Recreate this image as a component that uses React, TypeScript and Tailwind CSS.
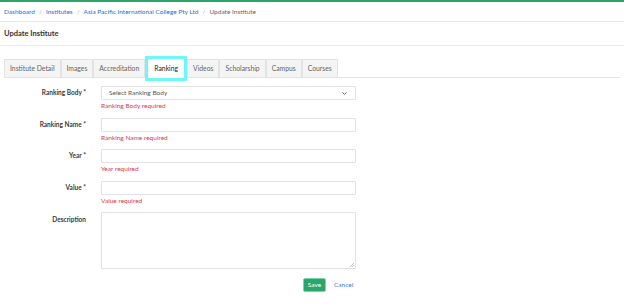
import { ChevronDown } from "lucide-react";

const tabs = ["Institute Detail", "Images", "Accreditation", "Ranking", "Videos", "Scholarship", "Campus", "Courses"];

function Row({ label, error, children, top = false }: { label: string; error?: string; children: React.ReactNode; top?: boolean }) {
	return (
		<div className="flex gap-[15px]">
			<div className={`w-[82px] shrink-0 text-right font-bold text-[#3a3a3a] ${top ? "pt-[3px]" : "h-[14px] leading-[14px]"}`}>{label}</div>
			<div className="w-[255px]">
				{children}
				{error && <p className="text-[6.5px] leading-[8px] text-[#e0364c] mt-[2px] h-[9px]">{error}</p>}
			</div>
		</div>
	);
}

export default function App() {
	return (
		<div className="w-[624px] h-[308px] bg-white text-[7px] font-['Lato',sans-serif] text-[#333] overflow-hidden">
			<div className="h-[2px] bg-[#2ca66d]" />
			<nav className="h-[20px] flex items-center px-[4px] gap-[4px] text-[6.5px] border-b border-[#e9e9e9]">
				<span className="text-[#1d6fd1]">Dashboard</span>
				<span className="text-[#aaa]">/</span>
				<span className="text-[#1d6fd1]">Institutes</span>
				<span className="text-[#aaa]">/</span>
				<span className="text-[#1d6fd1]">Asia Pacific International College Pty Ltd</span>
				<span className="text-[#aaa]">/</span>
				<span className="text-[#666]">Update Institute</span>
			</nav>
			<header className="h-[24px] flex items-center px-[4px] border-b border-[#ebebeb]">
				<h5 className="text-[7.5px] font-bold text-[#333]">Update Institute</h5>
			</header>

			<div className="px-[4px] pt-[13px]">
				<div className="flex border-b border-[#e5e5e5] h-[19px] text-[6.8px]">
					{tabs.map((t) =>
						t === "Ranking" ? (
							<div key={t} className="relative -mt-[3px] -mb-[3px] h-[25px] px-[6px] flex items-center border-[3px] border-[#6ff7f7] bg-white text-[#222] z-10">
								{t}
							</div>
						) : (
							<div key={t} className="h-[18px] px-[5px] flex items-center bg-[#f4f4f4] border border-[#e3e3e3] border-b-0 text-[#666]">
								{t}
							</div>
						)
					)}
				</div>

				<form className="flex flex-col gap-[6.5px] mt-[8px] text-[6.5px]">
					<Row label="Ranking Body *" error="Ranking Body required">
						<div className="h-[14px] border border-[#e2e2e2] rounded-[1px] flex items-center justify-between px-[7px] text-[#555] text-[6.5px]">
							<span>Select Ranking Body</span>
							<ChevronDown className="w-[7px] h-[7px] text-[#555]" strokeWidth={3} />
						</div>
					</Row>
					<Row label="Ranking Name *" error="Ranking Name required">
						<div className="h-[14px] border border-[#e2e2e2] rounded-[1px]" />
					</Row>
					<Row label="Year *" error="Year required">
						<div className="h-[14px] border border-[#e2e2e2] rounded-[1px]" />
					</Row>
					<Row label="Value *" error="Value required">
						<div className="h-[14px] border border-[#e2e2e2] rounded-[1px]" />
					</Row>
					<Row label="Description" top>
						<div className="relative h-[57px] border border-[#e2e2e2] rounded-[1px]">
							<svg className="absolute right-[1px] bottom-[1px]" width="5" height="5" viewBox="0 0 5 5">
								<path d="M5 1L1 5M5 3L3 5" stroke="#999" strokeWidth="0.6" />
							</svg>
						</div>
					</Row>
				</form>

				<div className="flex items-center gap-[8px] ml-[299px] mt-[9px]">
					<button className="h-[14px] w-[23px] rounded-[2px] bg-[#2aa66c] text-white text-[6.5px] border border-[#7fd3aa]">Save</button>
					<span className="text-[#2f7fe0] text-[6.5px]">Cancel</span>
				</div>
			</div>
		</div>
	);
}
----
> [Exercise prompt] Write out the material above once more, exactly as it reads, with no pictures.

> [Result]
Recreate this image as a component that uses React, TypeScript and Tailwind CSS.
import { ChevronDown } from "lucide-react";

const tabs = ["Institute Detail", "Images", "Accreditation", "Ranking", "Videos", "Scholarship", "Campus", "Courses"];

function Row({ label, error, children, top = false }: { label: string; error?: string; children: React.ReactNode; top?: boolean }) {
	return (
		<div className="flex gap-[15px]">
			<div className={`w-[82px] shrink-0 text-right font-bold text-[#3a3a3a] ${top ? "pt-[3px]" : "h-[14px] leading-[14px]"}`}>{label}</div>
			<div className="w-[255px]">
				{children}
				{error && <p className="text-[6.5px] leading-[8px] text-[#e0364c] mt-[2px] h-[9px]">{error}</p>}
			</div>
		</div>
	);
}

export default function App() {
	return (
		<div className="w-[624px] h-[308px] bg-white text-[7px] font-['Lato',sans-serif] text-[#333] overflow-hidden">
			<div className="h-[2px] bg-[#2ca66d]" />
			<nav className="h-[20px] flex items-center px-[4px] gap-[4px] text-[6.5px] border-b border-[#e9e9e9]">
				<span className="text-[#1d6fd1]">Dashboard</span>
				<span className="text-[#aaa]">/</span>
				<span className="text-[#1d6fd1]">Institutes</span>
				<span className="text-[#aaa]">/</span>
				<span className="text-[#1d6fd1]">Asia Pacific International College Pty Ltd</span>
				<span className="text-[#aaa]">/</span>
				<span className="text-[#666]">Update Institute</span>
			</nav>
			<header className="h-[24px] flex items-center px-[4px] border-b border-[#ebebeb]">
				<h5 className="text-[7.5px] font-bold text-[#333]">Update Institute</h5>
			</header>

			<div className="px-[4px] pt-[13px]">
				<div className="flex border-b border-[#e5e5e5] h-[19px] text-[6.8px]">
					{tabs.map((t) =>
						t === "Ranking" ? (
							<div key={t} className="relative -mt-[3px] -mb-[3px] h-[25px] px-[6px] flex items-center border-[3px] border-[#6ff7f7] bg-white text-[#222] z-10">
								{t}
							</div>
						) : (
							<div key={t} className="h-[18px] px-[5px] flex items-center bg-[#f4f4f4] border border-[#e3e3e3] border-b-0 text-[#666]">
								{t}
							</div>
						)
					)}
				</div>

				<form className="flex flex-col gap-[6.5px] mt-[8px] text-[6.5px]">
					<Row label="Ranking Body *" error="Ranking Body required">
						<div className="h-[14px] border border-[#e2e2e2] rounded-[1px] flex items-center justify-between px-[7px] text-[#555] text-[6.5px]">
							<span>Select Ranking Body</span>
							<ChevronDown className="w-[7px] h-[7px] text-[#555]" strokeWidth={3} />
						</div>
					</Row>
					<Row label="Ranking Name *" error="Ranking Name required">
						<div className="h-[14px] border border-[#e2e2e2] rounded-[1px]" />
					</Row>
					<Row label="Year *" error="Year required">
						<div className="h-[14px] border border-[#e2e2e2] rounded-[1px]" />
					</Row>
					<Row label="Value *" error="Value required">
						<div className="h-[14px] border border-[#e2e2e2] rounded-[1px]" />
					</Row>
					<Row label="Description" top>
						<div className="relative h-[57px] border border-[#e2e2e2] rounded-[1px]">
							<svg className="absolute right-[1px] bottom-[1px]" width="5" height="5" viewBox="0 0 5 5">
								<path d="M5 1L1 5M5 3L3 5" stroke="#999" strokeWidth="0.6" />
							</svg>
						</div>
					</Row>
				</form>

				<div className="flex items-center gap-[8px] ml-[299px] mt-[9px]">
					<button className="h-[14px] w-[23px] rounded-[2px] bg-[#2aa66c] text-white text-[6.5px] border border-[#7fd3aa]">Save</button>
					<span className="text-[#2f7fe0] text-[6.5px]">Cancel</span>
				</div>
			</div>
		</div>
	);
}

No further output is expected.